◆ **PROBLEM STATEMENT**: Please give back word for word the lines below, from the first one through the one with "FaWhatsapp, FaPhoneAlt, FaCaretDown".

◆ **INFORMATION SHOWN**:
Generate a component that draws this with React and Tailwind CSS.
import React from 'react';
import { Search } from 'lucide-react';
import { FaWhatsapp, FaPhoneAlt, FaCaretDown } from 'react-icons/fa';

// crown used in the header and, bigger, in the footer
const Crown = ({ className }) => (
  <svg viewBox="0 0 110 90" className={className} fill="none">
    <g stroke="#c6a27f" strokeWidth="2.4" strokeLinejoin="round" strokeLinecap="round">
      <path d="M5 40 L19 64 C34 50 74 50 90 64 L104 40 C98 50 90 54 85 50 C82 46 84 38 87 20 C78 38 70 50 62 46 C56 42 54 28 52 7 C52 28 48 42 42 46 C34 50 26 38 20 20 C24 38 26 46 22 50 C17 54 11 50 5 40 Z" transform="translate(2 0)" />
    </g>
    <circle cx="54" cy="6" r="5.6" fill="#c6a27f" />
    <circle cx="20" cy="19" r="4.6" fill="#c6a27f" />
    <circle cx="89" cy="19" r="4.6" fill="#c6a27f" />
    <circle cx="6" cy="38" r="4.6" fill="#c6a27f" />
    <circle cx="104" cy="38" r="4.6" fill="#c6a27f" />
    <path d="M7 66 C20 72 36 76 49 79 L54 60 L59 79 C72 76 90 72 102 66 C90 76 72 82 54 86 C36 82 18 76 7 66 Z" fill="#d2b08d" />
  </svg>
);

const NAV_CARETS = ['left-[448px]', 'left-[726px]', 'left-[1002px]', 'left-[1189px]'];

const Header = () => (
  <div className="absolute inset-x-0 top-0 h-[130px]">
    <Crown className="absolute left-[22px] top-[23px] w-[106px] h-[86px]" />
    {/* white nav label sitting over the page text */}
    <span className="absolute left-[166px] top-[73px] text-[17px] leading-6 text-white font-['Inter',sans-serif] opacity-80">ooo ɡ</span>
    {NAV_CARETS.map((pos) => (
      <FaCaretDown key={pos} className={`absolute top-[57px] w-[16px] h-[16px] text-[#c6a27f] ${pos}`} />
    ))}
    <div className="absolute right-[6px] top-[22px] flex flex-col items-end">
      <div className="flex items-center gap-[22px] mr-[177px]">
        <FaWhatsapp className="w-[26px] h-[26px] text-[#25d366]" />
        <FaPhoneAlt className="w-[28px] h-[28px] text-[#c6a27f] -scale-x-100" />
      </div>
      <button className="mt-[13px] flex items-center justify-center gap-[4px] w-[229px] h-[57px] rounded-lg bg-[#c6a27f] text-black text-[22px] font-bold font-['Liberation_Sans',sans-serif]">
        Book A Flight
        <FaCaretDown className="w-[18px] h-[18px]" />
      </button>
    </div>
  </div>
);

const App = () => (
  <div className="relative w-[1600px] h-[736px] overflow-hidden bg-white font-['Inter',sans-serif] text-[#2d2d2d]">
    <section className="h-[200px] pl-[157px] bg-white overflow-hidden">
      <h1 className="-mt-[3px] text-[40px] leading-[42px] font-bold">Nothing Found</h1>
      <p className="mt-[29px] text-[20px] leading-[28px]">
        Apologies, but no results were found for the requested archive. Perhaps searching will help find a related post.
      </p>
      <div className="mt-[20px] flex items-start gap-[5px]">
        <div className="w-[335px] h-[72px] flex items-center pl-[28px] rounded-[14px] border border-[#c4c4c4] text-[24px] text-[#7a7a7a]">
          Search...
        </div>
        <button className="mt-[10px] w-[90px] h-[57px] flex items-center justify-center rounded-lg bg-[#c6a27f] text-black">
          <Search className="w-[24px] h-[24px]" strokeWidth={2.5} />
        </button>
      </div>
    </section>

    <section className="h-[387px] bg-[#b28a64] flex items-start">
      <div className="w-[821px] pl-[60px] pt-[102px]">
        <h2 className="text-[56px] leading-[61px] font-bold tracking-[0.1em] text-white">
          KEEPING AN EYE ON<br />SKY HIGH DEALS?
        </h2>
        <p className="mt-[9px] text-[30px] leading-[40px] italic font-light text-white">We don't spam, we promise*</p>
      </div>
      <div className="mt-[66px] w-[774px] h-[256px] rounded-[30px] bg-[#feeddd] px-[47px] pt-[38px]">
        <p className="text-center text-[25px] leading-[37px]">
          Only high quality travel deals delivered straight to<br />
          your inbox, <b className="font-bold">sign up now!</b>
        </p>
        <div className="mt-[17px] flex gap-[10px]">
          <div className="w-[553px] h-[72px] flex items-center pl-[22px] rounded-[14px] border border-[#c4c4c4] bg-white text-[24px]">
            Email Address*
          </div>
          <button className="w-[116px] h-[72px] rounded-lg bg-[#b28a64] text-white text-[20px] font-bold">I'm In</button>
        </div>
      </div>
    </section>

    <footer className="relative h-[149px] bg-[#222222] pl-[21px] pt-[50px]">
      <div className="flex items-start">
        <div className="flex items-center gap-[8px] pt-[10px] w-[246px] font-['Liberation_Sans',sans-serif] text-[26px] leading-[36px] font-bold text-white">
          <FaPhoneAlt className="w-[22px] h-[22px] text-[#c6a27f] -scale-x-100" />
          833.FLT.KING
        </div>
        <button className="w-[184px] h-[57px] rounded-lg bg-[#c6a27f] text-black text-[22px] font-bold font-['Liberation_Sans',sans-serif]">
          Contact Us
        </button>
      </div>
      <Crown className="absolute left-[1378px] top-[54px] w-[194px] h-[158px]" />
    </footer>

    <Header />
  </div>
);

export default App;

◆ **TASK RESULT**:
Generate a component that draws this with React and Tailwind CSS.
import React from 'react';
import { Search } from 'lucide-react';
import { FaWhatsapp, FaPhoneAlt, FaCaretDown } from 'react-icons/fa';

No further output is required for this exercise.